I knew and lived with Kevin during college which is supposed to be and was the best time of my life. During this period I found out who I really am as a person, and I made long lasting friendships with others whose personalities meshed well with mine. Kevin and I always got along. We liked and disliked the same things and had the same sense of humor. Kevin was my best friend. Since we knew each other during college, of course we did a lot of stupid college things. We partied together, got in trouble together, and always had fun. He had a shy exterior, but once he felt comfortable with who he was with he became the life of the party. I either lived with him or hung out with him every day for four years and during the weekends this past year, there is too much to tell, I wish he was here to help me.


I would like to think that it was fate that brought Kevin and I to room together freshman year of college at Rowan. Often people would ask how did you guys meet each other, and I told them, but it often made me wonder if we would have become friends otherwise. The first time I talked to kevin it was early in the summer before our freshman year at Rowan. I was calling him since he would be my roommate the following year and I wanted to get a feeling for who I was going to live with. We didn't talk about much, just general stuff like music and what our high school was like. He seemed a bit quiet, but nice, so I was looking forward to meeting him. When we met on move in day I can remember he seemed like a nice kid and that he had crazy hair. Later that night I was going to an event the school was running to get students to meet each other and I asked him if he wanted to go. That was the first night we hung out, and at that point I wasn't sure if I would be good friends with him or if we would just do the roommate thing.

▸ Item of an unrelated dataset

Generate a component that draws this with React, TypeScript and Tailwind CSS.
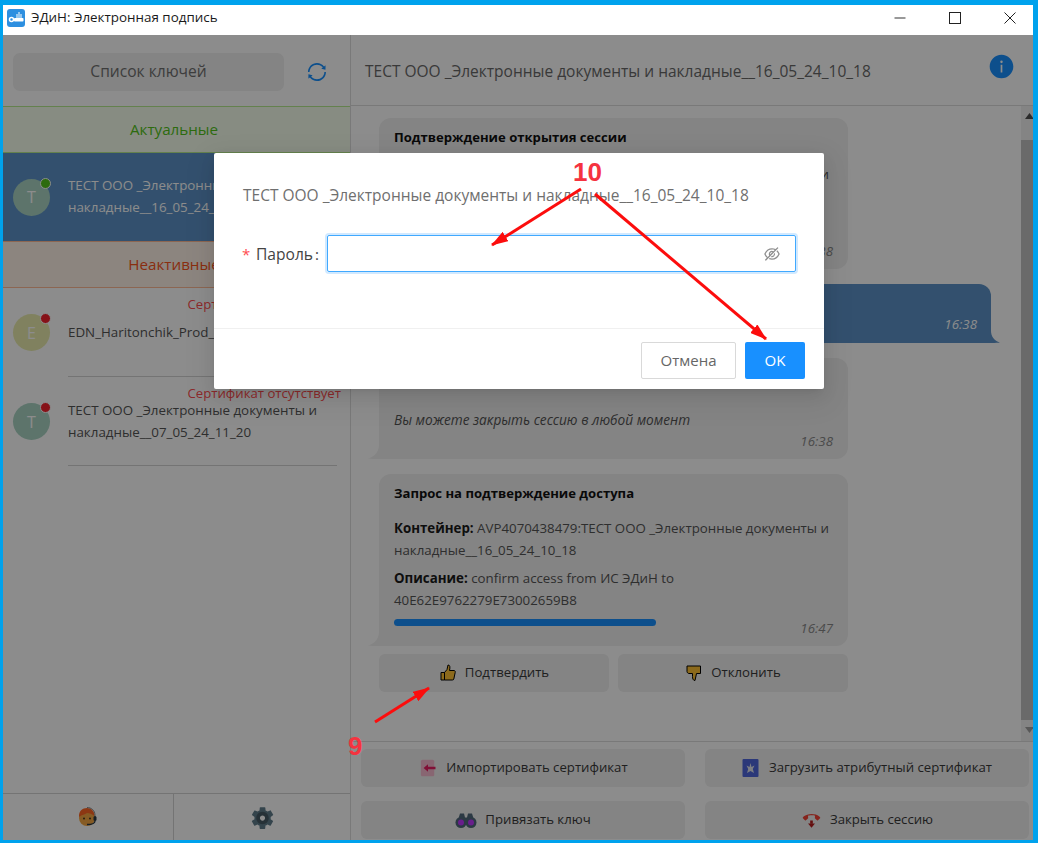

In the time I know and lived with him, he never lied to me, did anything to hurt me, or ever made me really angry.

Everyday since his death I feel so sad that he was taken from us, mad that he was taken from me, but I am so thankful that he was a part of my life. I don't know what kind of person I would be if it wasn't for Kevin.


Oddly, I am no longer afraid of death like I used to be. I was afraid of being alone in darkness, now I feel that it is when I get to see my friend again.

Memorable Quotes:
Chicken - Kevin could imitate this bum we met in AC who carried around a bag of fried Chicken and the only word he seemed to be able to say was chicken

Crappy Crap Crap on a Crap Cracker

All my Base are belong to us-
bad japanese to english translation from a nintendo game.

Mottzy Sticks, Get Your Mottzy Sticks -
what the large lady at the Rat would yell out when our order of Mozzarella sticks where ready. We would often get food at 1:30am after the frats freshman and Sophomore year.